Au Cameroun, comme ailleurs en Afrique, les assemblées pentecôtistes, communément appelées « Églises de réveil », explosent, attirant des foules, mais la plupart prêchent dans l’illégalité. Alors que seules 48 Églises sont autorisées au Cameroun, la capitale compterait à elle seule 500 Églises clandestines et, dans le reste du pays, la percée des pentecôtistes serait tout aussi affirmée.
« Ces mouvances néopentecôtiste sont arrivées au Cameroun pendant la période de la crise économique (autour de 1986) et à la faveur de la loi de 1990 sur la liberté d’association », explique le P. Janvier Nama, professeur de philosophie et prêtre du diocèse catholique de Yaoundé. Si tous ne sont pas des escrocs, beaucoup de ces « prophètes » autoproclamés ouvrent une Église « pour exploiter la misère du peuple de Dieu ». Un Camerounais sur quatre vit au-dessous du seuil de pauvreté, jusqu’à 30 % des jeunes des grandes villes sont au chômage et les pandémies telles que le sida ou le paludisme sévissent. Or, les pasteurs pentecôtistes leur font miroiter miracles, guérisons et succès, séduisant des foules souvent crédules. « Dieu m’a envoyé au Cameroun pour bénir et délivrer les Camerounais », assure ainsi, lors d’un culte, Tsala Essomba, l’un des prédicateurs les plus controversés du pays. Les chrétiens « pensent qu’à travers ces discours incantatoires tenus par des assoiffés d’argent, ils peuvent trouver la guérison », critique le P. Nama. Mais « la plupart de ces Églises sont extrêmement dangereuses : comment peut-on demander aux populations de ne pas se rendre à l’hôpital mais d’aller plutôt trouver la guérison dans des incantations ? »
« elles remportent un succès d’autant plus grand que les Églises traditionnelles, catholique et protestantes, ont déçu de nombreux Camerounais »
« Quand la parole est adaptée, elle produit des miracles. Beaucoup de chrétiens viennent chez nous et trouvent des solutions à leurs problèmes », répond Patrick Yoro, responsable à Yaoundé de la Chapelle des vainqueurs, présente dans 51 pays dans le monde. Même s’il admet l’existence de « brebis galeuses » parmi les pentecôtistes, il estime que cela ne devrait pas discréditer la majorité. Pour lui, si les évangéliques séduisent, c’est tout simplement parce qu’ils s’y prennent mieux que les Églises classiques.
De fait, « elles remportent un succès d’autant plus grand que les Églises traditionnelles, catholique et protestantes, ont déçu de nombreux Camerounais, car ces dernières sont pour une grande part inféodées au pouvoir, analyse Fanny Pingeaud, auteur d’Au Cameroun de Paul Biya (Éd. Karthala). En outre, leurs dérives ne sont que le reflet d’une situation bien plus vaste de corruption dans la société camerounaise. »

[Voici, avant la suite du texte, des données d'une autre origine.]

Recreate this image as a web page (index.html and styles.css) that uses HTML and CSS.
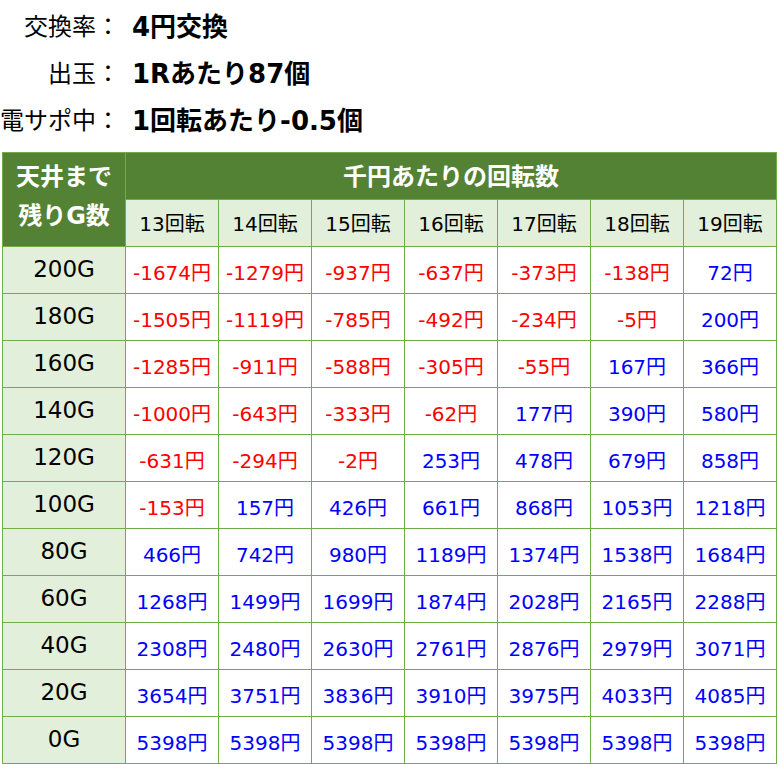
FILE: index.html
```html
<!DOCTYPE html>
<html lang="ja">
<head>
<meta charset="utf-8">
<title>天井期待値</title>
<link rel="stylesheet" href="styles.css">
</head>
<body>
<div class="info">
  <div class="info-row"><span class="label">交換率：</span><span class="value">4円交換</span></div>
  <div class="info-row"><span class="label">出玉：</span><span class="value">1Rあたり87個</span></div>
  <div class="info-row"><span class="label">電サポ中：</span><span class="value">1回転あたり-0.5個</span></div>
</div>
<div class="table">
  <div class="corner">天井まで<br>残りG数</div>
  <div class="head-main">千円あたりの回転数</div>
  <div class="sub">13回転</div><div class="sub">14回転</div><div class="sub">15回転</div><div class="sub">16回転</div><div class="sub">17回転</div><div class="sub">18回転</div><div class="sub">19回転</div>

  <div class="rowhead">200G</div>
  <div class="cell neg">-1674円</div><div class="cell neg">-1279円</div><div class="cell neg">-937円</div><div class="cell neg">-637円</div><div class="cell neg">-373円</div><div class="cell neg">-138円</div><div class="cell pos">72円</div>

  <div class="rowhead">180G</div>
  <div class="cell neg">-1505円</div><div class="cell neg">-1119円</div><div class="cell neg">-785円</div><div class="cell neg">-492円</div><div class="cell neg">-234円</div><div class="cell neg">-5円</div><div class="cell pos">200円</div>

  <div class="rowhead">160G</div>
  <div class="cell neg">-1285円</div><div class="cell neg">-911円</div><div class="cell neg">-588円</div><div class="cell neg">-305円</div><div class="cell neg">-55円</div><div class="cell pos">167円</div><div class="cell pos">366円</div>

  <div class="rowhead">140G</div>
  <div class="cell neg">-1000円</div><div class="cell neg">-643円</div><div class="cell neg">-333円</div><div class="cell neg">-62円</div><div class="cell pos">177円</div><div class="cell pos">390円</div><div class="cell pos">580円</div>

  <div class="rowhead">120G</div>
  <div class="cell neg">-631円</div><div class="cell neg">-294円</div><div class="cell neg">-2円</div><div class="cell pos">253円</div><div class="cell pos">478円</div><div class="cell pos">679円</div><div class="cell pos">858円</div>

  <div class="rowhead">100G</div>
  <div class="cell neg">-153円</div><div class="cell pos">157円</div><div class="cell pos">426円</div><div class="cell pos">661円</div><div class="cell pos">868円</div><div class="cell pos">1053円</div><div class="cell pos">1218円</div>

  <div class="rowhead">80G</div>
  <div class="cell pos">466円</div><div class="cell pos">742円</div><div class="cell pos">980円</div><div class="cell pos">1189円</div><div class="cell pos">1374円</div><div class="cell pos">1538円</div><div class="cell pos">1684円</div>

  <div class="rowhead">60G</div>
  <div class="cell pos">1268円</div><div class="cell pos">1499円</div><div class="cell pos">1699円</div><div class="cell pos">1874円</div><div class="cell pos">2028円</div><div class="cell pos">2165円</div><div class="cell pos">2288円</div>

  <div class="rowhead">40G</div>
  <div class="cell pos">2308円</div><div class="cell pos">2480円</div><div class="cell pos">2630円</div><div class="cell pos">2761円</div><div class="cell pos">2876円</div><div class="cell pos">2979円</div><div class="cell pos">3071円</div>

  <div class="rowhead">20G</div>
  <div class="cell pos">3654円</div><div class="cell pos">3751円</div><div class="cell pos">3836円</div><div class="cell pos">3910円</div><div class="cell pos">3975円</div><div class="cell pos">4033円</div><div class="cell pos">4085円</div>

  <div class="rowhead">0G</div>
  <div class="cell pos">5398円</div><div class="cell pos">5398円</div><div class="cell pos">5398円</div><div class="cell pos">5398円</div><div class="cell pos">5398円</div><div class="cell pos">5398円</div><div class="cell pos">5398円</div>
</div>
</body>
</html>
```

FILE: styles.css
```css
html, body {
  margin: 0;
  padding: 0;
  background: #ffffff;
}

body {
  font-family: "DejaVu Sans", "Noto Sans CJK JP", sans-serif;
  color: #000000;
  overflow: hidden;
}

.info {
  padding-top: 4px;
}

.info-row {
  display: flex;
  align-items: center;
  height: 47px;
}

.label {
  width: 120px;
  text-align: right;
  font-size: 24px;
  line-height: 47px;
}

.value {
  margin-left: 12px;
  font-size: 26px;
  font-weight: bold;
  line-height: 47px;
}

.table {
  margin: 7px 0 0 2px;
  width: 775px;
  box-sizing: border-box;
  display: grid;
  grid-template-columns: 122px repeat(7, 92px);
  grid-auto-rows: 46px;
  gap: 1px;
  padding: 1px;
  background: #70ad47;
}

.corner {
  grid-row: span 2;
  background: #548235;
  color: #ffffff;
  font-weight: bold;
  font-size: 24px;
  line-height: 39px;
  display: flex;
  align-items: center;
  justify-content: center;
  text-align: center;
  padding-bottom: 6px;
}

.head-main {
  grid-column: span 7;
  background: #548235;
  color: #ffffff;
  font-weight: bold;
  font-size: 24px;
  display: flex;
  align-items: center;
  justify-content: center;
  padding-bottom: 4px;
}

.sub {
  background: #e2efda;
  font-size: 20px;
  display: flex;
  align-items: center;
  justify-content: center;
  padding-bottom: 2px;
}

.rowhead {
  background: #e2efda;
  font-size: 23px;
  display: flex;
  align-items: center;
  justify-content: center;
  padding-bottom: 3px;
}

.cell {
  background: #ffffff;
  font-size: 20px;
  display: flex;
  align-items: center;
  justify-content: center;
  padding-top: 3px;
  white-space: nowrap;
}

.neg {
  color: #ff0000;
}

.pos {
  color: #0000ff;
}
```
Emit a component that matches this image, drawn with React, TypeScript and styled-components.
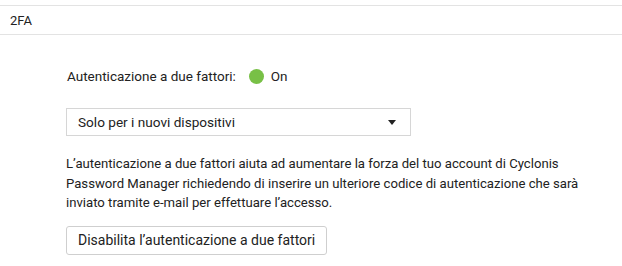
import styled, { createGlobalStyle } from "styled-components";

const GlobalStyle = createGlobalStyle`
  body {
    margin: 0;
    background: #fff;
    font-family: Roboto, "Liberation Sans", Arial, sans-serif;
    font-size: 13px;
    color: #222;
  }
`;

const Page = styled.div`
  width: 622px;
  height: 266px;
  padding-top: 5px;
  box-sizing: border-box;
  overflow: hidden;
`;

const SectionHeader = styled.div`
  height: 28px;
  border-top: 1px solid #e3e3e3;
  border-bottom: 1px solid #e3e3e3;
  display: flex;
  align-items: center;
  padding-left: 10px;
  font-size: 13px;
  color: #222;
`;

const Content = styled.div`
  display: flex;
  flex-direction: column;
  align-items: flex-start;
  padding-left: 66px;
`;

const StatusRow = styled.div`
  display: flex;
  align-items: center;
  margin-top: 31px;
  padding-left: 1px;
  height: 20px;
  font-size: 13.5px;
`;

const StatusDot = styled.span<{ $on: boolean }>`
  width: 15px;
  height: 15px;
  border-radius: 50%;
  background: ${(p) => (p.$on ? "#78c046" : "#ccc")};
  margin: 0 7px 0 13px;
`;

const Select = styled.div`
  margin-top: 22px;
  width: 345px;
  height: 28px;
  box-sizing: border-box;
  border: 1px solid #d6d6d6;
  display: flex;
  align-items: center;
  justify-content: space-between;
  padding: 0 14px 0 11px;
  font-size: 13.6px;
`;

const Caret = styled.span`
  width: 0;
  height: 0;
  border-left: 4.5px solid transparent;
  border-right: 4.5px solid transparent;
  border-top: 5px solid #222;
`;

const Description = styled.p`
  margin: 18px 0 0;
  width: 515px;
  line-height: 19.5px;
  font-size: 13.15px;
`;

const Button = styled.button`
  margin-top: 13px;
  height: 29px;
  box-sizing: border-box;
  padding: 0 11px;
  background: #fff;
  border: 1px solid #cfcfcf;
  border-radius: 3px;
  font-family: inherit;
  font-size: 14px;
  color: #222;
`;

const App = () => {
  return (
    <Page>
      <GlobalStyle />
      <SectionHeader>2FA</SectionHeader>
      <Content>
        <StatusRow>
          Autenticazione a due fattori:
          <StatusDot $on />
          On
        </StatusRow>
        <Select>
          <span>Solo per i nuovi dispositivi</span>
          <Caret />
        </Select>
        <Description>
          L’autenticazione a due fattori aiuta ad aumentare la forza del tuo account di Cyclonis
          Password Manager richiedendo di inserire un ulteriore codice di autenticazione che sarà
          inviato tramite e-mail per effettuare l’accesso.
        </Description>
        <Button>Disabilita l’autenticazione a due fattori</Button>
      </Content>
    </Page>
  );
};

export default App;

La Constitution camerounaise consacre la liberté de culte, mais la création d’une association religieuse est soumise à une autorisation du chef de l’État. Pour créer une Église, il faut déposer un dossier au ministère de l’administration territoriale (intérieur). Après vérification des pièces requises, le ministère transmet l’identité du promoteur à la Direction générale de la recherche extérieure (DGRE, renseignements) pour une enquête de moralité. Ce sont les résultats de cette investigation qui permettent au ministère de classer le dossier ou d’émettre un avis favorable pour le président, qui tranche in fine. La procédure paraît simple, mais, dans les faits, peu d’autorisations sont accordées. Depuis 2009, le président Biya n’a, en effet, autorisé qu’une seule congrégation religieuse. Pourtant, le ministère a émis, depuis 2010, des avis favorables pour plus de 200 dossiers. Saisi d’une multitude de plaintes, Paul Biya, lui-même entouré de mouvances ésotériques, a décidé de suspendre la délivrance de nouvelles autorisations.